### WHAT THE EXERCISE ASKS
Count the lines in the records below that contain the word "this", and reply with only that number.

-------- DATASET ENTRIES

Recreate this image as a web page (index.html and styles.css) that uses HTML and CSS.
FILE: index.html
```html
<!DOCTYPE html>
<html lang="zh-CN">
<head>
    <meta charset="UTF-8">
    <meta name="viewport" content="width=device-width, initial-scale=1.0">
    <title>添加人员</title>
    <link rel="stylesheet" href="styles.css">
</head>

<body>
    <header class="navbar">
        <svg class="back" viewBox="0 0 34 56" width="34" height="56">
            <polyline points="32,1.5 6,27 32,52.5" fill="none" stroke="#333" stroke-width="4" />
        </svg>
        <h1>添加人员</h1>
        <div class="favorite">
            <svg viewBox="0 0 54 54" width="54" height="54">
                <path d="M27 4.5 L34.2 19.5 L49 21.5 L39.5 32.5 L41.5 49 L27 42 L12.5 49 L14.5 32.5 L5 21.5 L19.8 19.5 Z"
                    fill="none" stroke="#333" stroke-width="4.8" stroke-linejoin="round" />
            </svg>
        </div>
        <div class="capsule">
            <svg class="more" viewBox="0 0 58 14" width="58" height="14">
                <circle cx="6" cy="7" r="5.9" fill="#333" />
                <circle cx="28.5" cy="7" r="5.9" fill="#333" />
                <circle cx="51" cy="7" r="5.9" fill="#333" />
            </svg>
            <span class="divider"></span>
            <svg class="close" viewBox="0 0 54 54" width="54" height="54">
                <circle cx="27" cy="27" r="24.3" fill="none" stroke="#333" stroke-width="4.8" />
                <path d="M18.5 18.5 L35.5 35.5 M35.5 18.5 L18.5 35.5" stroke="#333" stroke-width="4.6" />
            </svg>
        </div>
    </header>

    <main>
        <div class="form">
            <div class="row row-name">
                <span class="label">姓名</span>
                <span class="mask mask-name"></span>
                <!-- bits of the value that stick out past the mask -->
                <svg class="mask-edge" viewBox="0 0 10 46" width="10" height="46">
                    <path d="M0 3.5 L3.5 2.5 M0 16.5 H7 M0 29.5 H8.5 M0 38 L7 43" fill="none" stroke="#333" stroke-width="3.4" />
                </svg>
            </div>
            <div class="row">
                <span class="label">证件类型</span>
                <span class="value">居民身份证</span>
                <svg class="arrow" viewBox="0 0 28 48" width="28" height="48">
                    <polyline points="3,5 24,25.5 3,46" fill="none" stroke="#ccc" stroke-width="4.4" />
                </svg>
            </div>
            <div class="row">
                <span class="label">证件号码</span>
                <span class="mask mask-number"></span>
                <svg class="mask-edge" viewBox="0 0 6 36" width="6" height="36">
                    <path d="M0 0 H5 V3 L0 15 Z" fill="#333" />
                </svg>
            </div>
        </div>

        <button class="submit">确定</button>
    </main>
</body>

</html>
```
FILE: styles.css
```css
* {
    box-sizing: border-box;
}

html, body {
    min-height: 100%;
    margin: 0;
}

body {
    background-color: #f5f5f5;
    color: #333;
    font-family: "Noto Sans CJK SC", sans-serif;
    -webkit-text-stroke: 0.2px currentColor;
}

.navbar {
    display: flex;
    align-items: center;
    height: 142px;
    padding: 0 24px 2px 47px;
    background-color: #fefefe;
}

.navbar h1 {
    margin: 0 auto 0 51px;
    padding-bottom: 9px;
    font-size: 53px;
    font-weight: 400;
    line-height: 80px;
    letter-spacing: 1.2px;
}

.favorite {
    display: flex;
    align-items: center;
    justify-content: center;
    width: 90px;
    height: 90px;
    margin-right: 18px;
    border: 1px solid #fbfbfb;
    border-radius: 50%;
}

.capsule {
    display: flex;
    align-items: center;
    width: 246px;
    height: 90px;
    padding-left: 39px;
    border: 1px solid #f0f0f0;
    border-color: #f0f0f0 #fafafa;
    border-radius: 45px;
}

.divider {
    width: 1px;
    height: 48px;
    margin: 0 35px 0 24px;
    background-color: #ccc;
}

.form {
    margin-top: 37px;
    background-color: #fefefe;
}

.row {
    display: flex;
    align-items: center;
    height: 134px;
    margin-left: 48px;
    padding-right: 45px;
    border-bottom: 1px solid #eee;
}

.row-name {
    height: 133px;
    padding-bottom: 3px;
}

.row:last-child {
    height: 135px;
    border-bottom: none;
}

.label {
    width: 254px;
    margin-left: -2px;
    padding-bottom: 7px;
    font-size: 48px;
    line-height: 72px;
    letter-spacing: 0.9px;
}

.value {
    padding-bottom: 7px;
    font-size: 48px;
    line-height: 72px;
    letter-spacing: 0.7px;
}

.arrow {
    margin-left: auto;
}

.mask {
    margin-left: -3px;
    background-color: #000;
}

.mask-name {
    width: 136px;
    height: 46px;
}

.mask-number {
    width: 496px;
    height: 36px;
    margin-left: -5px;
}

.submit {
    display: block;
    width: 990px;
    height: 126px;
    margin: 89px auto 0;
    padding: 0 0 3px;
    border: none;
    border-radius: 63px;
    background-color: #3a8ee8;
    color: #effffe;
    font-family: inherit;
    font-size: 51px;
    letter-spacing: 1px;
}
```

----------------
-------- DATASET ENTRIES

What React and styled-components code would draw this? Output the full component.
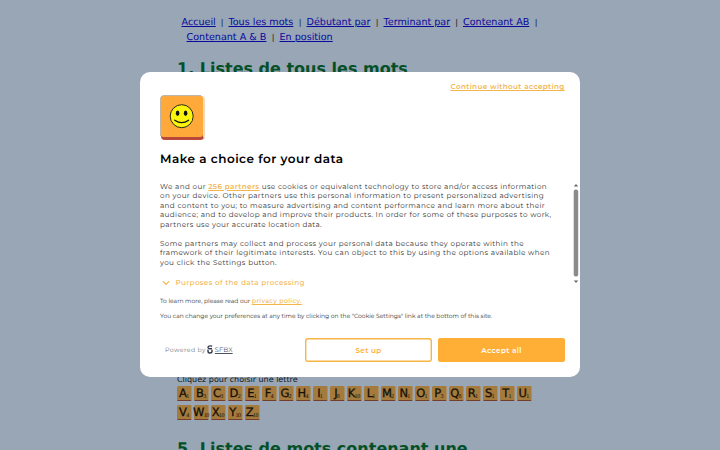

----------------
-------- DATASET ENTRIES

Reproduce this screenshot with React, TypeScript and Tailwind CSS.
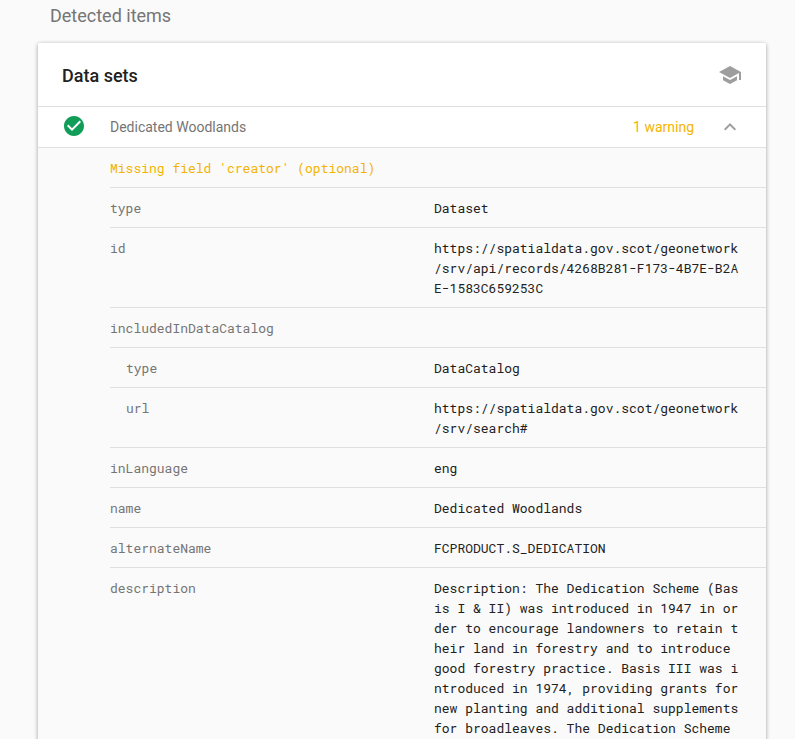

----------------

### EXPECTED OUTPUT
3